Johannesburg: The chairman of legal and governance committee of Cricket South Africa (CSA) Ajay Sooklal has disclosed that he was sent around the country to lobby provincial affiliates in support of a campaign to oust president Mtutuzeli Nyoka.
Sooklal's startling claim sheds new light on how Nyoka was ousted twice after calling for an independent inquiry into allegations that chief executive Gerald Majola had paid himself and other CSA staff huge bonuses from the IPL-II without declaring this to the board.
The series was played in South Africa in 2009 due to security concerns around elections in India at the time.
After his first ousting, Nyoka went to court and got reinstated. He then arranged an independent inquiry by auditors KPMG, who found Majola to have breached the Companies Act in respect of corporate governance.
Nyoka was ousted a second time for allegedly bringing CSA into disrepute and decided not to pursue the matter further. The entire debacle prompted sports minister Fikile Mbalula to establish an inquiry into the financial affairs of CSA.
The committee headed by retired judge Chris Nicholson, closed its hearings a fortnight ago and will report to Mbalula by in the next few weeks.
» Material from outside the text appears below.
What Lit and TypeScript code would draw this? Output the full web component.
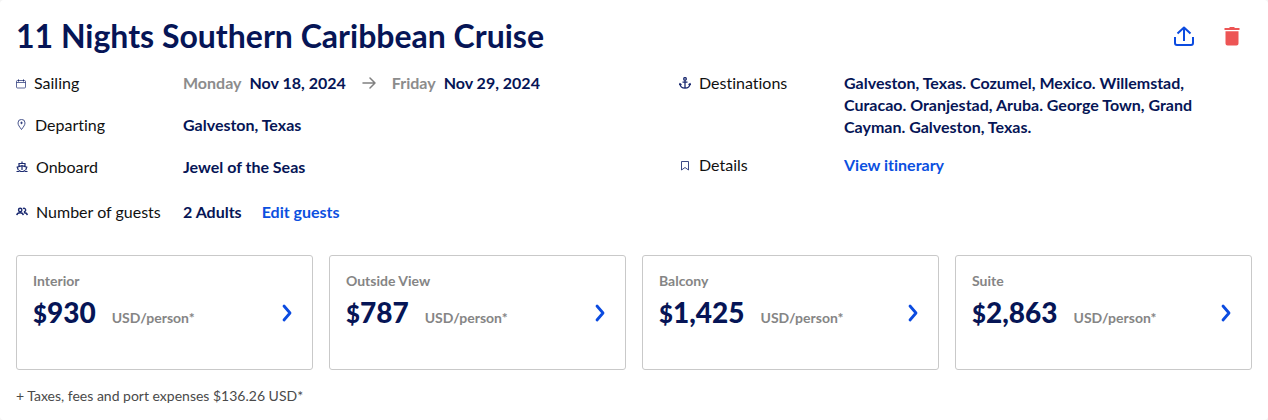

At the inquiry, Sooklal gave a scathing account of the lack of corporate governance at CSA, but is now facing calls to explain why he did not raise this at CSA itself, especially since it was his portfolio there.
On Monday, CSA called on Sooklal, to explain two claims totaling R600,000 for work done at a CSA affiliate, alleging that this should have been part of his task as a board member.
Sooklal hit back to say this had been approved by Majola, and included travelling to provinces to lobby against Nyoka.
"I was tasked with going around the country with (board member) Ray Mali and persuading the 11 affiliates to vote out Nyoka," Sooklal told the daily New Age, on Wednesday.
Sooklal said the money had already been paid to him and should have been queried at the time before approval by Majola, who in turn said he had signed the claims as a "routine administrative matter" and was himself becoming the victim of a smear campaign to get rid of him.
At his testimony to the inquiry, Majola admitted to breach of corporate governance, citing his naivety about such matters, but expert Judge Mervyn King later told the inquiry he had led a workshop about corporate governance at CSA that included Majola well before the IPL-II was hosted by CSA after Majola negotiated it successfully with them IPL supremo Lalit Modi.
Mbalula, though reportedly angry at the continuing debacle at CSA, refused to get involved in the latest spat, insisting that he would await the Nicholson report before making any decisions on CSA.